WHAT YOU SHOULD DO: Below is a listing; restate from it, character for character, the lines beginning at the line holding "TypeScript and styled-components." and ending at the line holding "<Note>If sent today, document", both included.

Pages as source code
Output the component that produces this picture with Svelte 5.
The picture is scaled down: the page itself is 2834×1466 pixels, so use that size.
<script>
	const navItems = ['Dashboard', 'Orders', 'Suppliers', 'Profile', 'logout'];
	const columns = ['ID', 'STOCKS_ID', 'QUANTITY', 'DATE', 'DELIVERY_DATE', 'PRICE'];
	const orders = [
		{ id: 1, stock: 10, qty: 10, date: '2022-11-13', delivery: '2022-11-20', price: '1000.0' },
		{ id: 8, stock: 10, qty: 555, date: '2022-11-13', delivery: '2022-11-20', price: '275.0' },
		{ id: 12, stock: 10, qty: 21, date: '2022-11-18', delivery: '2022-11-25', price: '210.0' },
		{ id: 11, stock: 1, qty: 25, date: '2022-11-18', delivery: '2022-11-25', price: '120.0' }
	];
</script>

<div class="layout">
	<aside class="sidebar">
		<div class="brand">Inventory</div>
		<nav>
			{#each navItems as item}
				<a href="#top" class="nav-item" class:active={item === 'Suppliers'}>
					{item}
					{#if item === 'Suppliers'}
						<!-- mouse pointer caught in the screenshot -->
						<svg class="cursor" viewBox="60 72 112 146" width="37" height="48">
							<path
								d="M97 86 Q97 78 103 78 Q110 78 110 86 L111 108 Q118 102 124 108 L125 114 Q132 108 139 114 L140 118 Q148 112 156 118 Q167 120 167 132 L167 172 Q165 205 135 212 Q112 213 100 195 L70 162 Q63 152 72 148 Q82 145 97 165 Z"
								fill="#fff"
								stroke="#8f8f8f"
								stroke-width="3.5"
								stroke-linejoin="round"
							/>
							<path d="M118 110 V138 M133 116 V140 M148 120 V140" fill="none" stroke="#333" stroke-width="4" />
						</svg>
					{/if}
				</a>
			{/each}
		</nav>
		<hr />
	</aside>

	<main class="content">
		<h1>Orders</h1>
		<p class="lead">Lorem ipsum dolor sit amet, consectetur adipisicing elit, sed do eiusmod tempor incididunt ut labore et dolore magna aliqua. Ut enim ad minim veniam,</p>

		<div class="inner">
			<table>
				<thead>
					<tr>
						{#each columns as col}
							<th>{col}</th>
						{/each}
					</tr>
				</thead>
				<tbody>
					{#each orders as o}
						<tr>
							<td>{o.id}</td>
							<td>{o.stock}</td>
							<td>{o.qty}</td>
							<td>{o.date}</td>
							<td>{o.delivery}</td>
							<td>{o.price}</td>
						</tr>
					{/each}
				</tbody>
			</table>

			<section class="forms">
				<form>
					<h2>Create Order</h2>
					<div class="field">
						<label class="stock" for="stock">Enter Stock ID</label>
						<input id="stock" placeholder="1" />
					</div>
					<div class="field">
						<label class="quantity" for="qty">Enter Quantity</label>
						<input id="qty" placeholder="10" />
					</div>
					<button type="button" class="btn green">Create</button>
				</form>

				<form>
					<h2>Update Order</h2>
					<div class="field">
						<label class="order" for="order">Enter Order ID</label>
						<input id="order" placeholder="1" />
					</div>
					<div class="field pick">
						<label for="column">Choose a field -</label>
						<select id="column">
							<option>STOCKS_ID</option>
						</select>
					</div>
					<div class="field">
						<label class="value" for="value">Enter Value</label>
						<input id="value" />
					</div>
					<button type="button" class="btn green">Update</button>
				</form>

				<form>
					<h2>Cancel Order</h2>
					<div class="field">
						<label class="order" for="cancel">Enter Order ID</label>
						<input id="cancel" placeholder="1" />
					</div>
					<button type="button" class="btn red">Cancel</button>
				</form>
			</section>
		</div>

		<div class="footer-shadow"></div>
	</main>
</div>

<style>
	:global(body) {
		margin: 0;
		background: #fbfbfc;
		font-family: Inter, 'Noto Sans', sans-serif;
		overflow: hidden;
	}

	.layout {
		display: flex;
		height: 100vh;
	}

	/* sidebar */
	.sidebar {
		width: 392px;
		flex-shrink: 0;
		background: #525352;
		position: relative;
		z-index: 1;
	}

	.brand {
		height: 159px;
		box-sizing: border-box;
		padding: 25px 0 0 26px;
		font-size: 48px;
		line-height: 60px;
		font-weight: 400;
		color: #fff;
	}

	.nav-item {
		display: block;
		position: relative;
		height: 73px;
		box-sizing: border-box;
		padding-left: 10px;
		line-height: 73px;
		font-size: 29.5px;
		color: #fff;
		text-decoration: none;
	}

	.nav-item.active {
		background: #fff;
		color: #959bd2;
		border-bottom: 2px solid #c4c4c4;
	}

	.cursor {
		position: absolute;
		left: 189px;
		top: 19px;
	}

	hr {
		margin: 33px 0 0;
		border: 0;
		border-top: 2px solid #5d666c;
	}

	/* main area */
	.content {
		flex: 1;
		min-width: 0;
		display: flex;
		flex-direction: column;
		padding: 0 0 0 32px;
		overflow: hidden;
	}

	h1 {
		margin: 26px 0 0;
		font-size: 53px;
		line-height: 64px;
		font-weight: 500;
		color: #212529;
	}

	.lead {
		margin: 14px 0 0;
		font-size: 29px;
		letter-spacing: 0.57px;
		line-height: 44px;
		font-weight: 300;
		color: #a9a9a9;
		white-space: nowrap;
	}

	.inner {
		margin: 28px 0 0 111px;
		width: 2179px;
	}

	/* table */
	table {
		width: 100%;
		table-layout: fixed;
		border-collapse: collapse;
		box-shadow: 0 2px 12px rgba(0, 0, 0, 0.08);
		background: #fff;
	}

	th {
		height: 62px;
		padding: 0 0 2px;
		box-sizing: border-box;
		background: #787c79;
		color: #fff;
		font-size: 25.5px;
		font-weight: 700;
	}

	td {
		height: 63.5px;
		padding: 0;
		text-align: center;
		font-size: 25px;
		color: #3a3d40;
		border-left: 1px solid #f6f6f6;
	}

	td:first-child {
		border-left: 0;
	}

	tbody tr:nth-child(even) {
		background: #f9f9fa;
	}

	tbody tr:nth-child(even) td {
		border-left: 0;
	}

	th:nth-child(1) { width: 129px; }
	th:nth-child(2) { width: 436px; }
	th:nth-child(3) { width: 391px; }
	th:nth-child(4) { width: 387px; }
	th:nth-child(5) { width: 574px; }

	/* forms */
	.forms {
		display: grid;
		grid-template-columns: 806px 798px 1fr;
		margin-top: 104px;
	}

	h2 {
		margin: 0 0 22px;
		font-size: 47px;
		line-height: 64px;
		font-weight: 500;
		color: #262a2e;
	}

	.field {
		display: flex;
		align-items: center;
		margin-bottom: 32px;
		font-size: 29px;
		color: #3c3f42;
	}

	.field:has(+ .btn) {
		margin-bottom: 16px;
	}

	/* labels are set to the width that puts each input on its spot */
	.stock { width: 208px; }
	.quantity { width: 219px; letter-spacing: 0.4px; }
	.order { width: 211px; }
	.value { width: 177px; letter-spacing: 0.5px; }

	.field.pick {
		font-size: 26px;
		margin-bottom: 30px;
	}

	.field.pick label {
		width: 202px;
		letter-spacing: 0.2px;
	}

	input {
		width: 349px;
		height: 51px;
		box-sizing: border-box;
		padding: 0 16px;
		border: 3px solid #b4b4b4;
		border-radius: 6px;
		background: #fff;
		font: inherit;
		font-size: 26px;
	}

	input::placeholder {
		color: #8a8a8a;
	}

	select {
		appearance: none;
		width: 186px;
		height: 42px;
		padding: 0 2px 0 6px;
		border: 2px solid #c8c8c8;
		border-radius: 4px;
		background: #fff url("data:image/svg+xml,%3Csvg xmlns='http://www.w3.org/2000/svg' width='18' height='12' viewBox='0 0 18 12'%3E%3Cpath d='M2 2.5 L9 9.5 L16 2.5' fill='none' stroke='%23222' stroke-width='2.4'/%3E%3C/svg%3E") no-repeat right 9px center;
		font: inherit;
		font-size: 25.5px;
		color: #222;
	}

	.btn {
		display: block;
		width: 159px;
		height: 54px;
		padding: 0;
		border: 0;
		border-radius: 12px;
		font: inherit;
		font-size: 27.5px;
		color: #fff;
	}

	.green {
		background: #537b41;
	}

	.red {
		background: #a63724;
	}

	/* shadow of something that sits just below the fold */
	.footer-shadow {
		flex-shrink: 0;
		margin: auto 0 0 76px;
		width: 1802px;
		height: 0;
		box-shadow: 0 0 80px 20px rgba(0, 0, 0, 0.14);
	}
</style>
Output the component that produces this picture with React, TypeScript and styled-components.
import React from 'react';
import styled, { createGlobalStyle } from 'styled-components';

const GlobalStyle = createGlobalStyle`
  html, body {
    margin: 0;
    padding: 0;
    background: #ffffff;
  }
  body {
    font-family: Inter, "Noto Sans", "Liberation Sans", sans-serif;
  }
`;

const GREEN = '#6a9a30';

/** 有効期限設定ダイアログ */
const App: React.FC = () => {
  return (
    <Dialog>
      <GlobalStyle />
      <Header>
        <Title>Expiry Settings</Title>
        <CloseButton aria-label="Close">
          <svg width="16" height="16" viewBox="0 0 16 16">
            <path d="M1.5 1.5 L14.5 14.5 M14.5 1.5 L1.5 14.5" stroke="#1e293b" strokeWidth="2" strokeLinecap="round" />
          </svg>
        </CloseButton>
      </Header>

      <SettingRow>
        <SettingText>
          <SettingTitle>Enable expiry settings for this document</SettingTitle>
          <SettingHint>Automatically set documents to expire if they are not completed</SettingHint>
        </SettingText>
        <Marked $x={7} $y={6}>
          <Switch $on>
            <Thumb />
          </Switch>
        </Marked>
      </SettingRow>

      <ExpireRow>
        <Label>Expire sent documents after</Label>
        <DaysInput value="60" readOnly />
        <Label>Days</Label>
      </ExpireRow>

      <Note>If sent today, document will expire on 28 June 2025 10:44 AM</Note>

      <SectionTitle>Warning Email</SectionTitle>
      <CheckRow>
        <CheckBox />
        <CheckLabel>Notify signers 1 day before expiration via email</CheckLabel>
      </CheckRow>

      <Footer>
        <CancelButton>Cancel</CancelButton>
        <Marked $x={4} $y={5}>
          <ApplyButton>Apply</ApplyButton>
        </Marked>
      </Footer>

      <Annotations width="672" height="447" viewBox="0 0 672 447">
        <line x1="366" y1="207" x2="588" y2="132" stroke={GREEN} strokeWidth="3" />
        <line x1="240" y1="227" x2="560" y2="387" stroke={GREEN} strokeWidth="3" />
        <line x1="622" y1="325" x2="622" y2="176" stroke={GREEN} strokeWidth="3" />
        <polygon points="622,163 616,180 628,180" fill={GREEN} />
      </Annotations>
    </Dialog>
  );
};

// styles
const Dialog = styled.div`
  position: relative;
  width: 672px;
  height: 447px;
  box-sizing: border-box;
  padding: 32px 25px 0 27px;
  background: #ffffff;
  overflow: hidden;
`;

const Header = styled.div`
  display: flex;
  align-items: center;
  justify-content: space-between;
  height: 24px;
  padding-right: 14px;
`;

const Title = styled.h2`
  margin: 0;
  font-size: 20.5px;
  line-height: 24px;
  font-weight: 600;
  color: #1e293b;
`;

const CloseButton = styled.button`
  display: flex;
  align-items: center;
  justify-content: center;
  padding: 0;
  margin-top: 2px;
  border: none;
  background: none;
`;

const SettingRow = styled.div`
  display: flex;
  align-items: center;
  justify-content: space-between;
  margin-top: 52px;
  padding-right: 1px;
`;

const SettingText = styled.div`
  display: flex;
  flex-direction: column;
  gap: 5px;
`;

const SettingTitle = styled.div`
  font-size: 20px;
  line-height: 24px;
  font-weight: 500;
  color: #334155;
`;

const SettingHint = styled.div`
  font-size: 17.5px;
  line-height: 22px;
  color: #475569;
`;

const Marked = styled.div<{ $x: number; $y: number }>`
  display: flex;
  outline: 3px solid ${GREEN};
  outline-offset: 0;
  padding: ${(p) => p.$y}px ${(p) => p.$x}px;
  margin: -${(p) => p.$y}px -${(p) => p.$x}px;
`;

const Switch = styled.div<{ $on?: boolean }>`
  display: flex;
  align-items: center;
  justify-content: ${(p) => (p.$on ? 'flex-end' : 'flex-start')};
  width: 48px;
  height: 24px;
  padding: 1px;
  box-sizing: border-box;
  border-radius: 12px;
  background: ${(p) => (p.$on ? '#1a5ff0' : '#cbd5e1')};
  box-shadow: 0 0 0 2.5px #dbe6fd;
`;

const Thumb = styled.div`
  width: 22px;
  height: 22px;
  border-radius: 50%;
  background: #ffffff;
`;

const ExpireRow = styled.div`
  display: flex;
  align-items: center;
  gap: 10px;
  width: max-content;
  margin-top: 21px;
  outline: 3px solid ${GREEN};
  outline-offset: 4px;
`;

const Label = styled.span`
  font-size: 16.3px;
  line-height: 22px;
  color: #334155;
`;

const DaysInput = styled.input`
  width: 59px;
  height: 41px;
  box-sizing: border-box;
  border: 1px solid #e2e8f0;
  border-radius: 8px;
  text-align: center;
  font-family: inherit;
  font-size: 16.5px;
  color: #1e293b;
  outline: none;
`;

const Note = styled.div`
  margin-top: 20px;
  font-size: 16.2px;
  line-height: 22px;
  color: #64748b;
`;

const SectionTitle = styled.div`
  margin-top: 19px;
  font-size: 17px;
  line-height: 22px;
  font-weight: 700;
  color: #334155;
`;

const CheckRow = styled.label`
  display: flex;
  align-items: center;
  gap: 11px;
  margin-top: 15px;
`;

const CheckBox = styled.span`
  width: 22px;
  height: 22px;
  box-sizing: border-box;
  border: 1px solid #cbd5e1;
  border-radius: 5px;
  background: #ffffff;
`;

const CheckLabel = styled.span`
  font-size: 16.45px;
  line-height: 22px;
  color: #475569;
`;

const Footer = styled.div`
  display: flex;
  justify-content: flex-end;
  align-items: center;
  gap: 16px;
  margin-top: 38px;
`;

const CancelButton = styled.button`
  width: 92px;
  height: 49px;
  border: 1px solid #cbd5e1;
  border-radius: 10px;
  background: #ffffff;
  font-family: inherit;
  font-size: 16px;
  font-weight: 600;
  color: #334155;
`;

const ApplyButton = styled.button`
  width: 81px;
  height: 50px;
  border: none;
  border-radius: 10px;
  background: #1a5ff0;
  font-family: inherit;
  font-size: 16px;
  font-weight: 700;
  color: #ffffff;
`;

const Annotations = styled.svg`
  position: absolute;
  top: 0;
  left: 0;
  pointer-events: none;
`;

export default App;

EXPECTED ANSWER:
Output the component that produces this picture with React, TypeScript and styled-components.
import React from 'react';
import styled, { createGlobalStyle } from 'styled-components';

const GlobalStyle = createGlobalStyle`
  html, body {
    margin: 0;
    padding: 0;
    background: #ffffff;
  }
  body {
    font-family: Inter, "Noto Sans", "Liberation Sans", sans-serif;
  }
`;

const GREEN = '#6a9a30';

/** 有効期限設定ダイアログ */
const App: React.FC = () => {
  return (
    <Dialog>
      <GlobalStyle />
      <Header>
        <Title>Expiry Settings</Title>
        <CloseButton aria-label="Close">
          <svg width="16" height="16" viewBox="0 0 16 16">
            <path d="M1.5 1.5 L14.5 14.5 M14.5 1.5 L1.5 14.5" stroke="#1e293b" strokeWidth="2" strokeLinecap="round" />
          </svg>
        </CloseButton>
      </Header>

      <SettingRow>
        <SettingText>
          <SettingTitle>Enable expiry settings for this document</SettingTitle>
          <SettingHint>Automatically set documents to expire if they are not completed</SettingHint>
        </SettingText>
        <Marked $x={7} $y={6}>
          <Switch $on>
            <Thumb />
          </Switch>
        </Marked>
      </SettingRow>

      <ExpireRow>
        <Label>Expire sent documents after</Label>
        <DaysInput value="60" readOnly />
        <Label>Days</Label>
      </ExpireRow>

      <Note>If sent today, document will expire on 28 June 2025 10:44 AM</Note>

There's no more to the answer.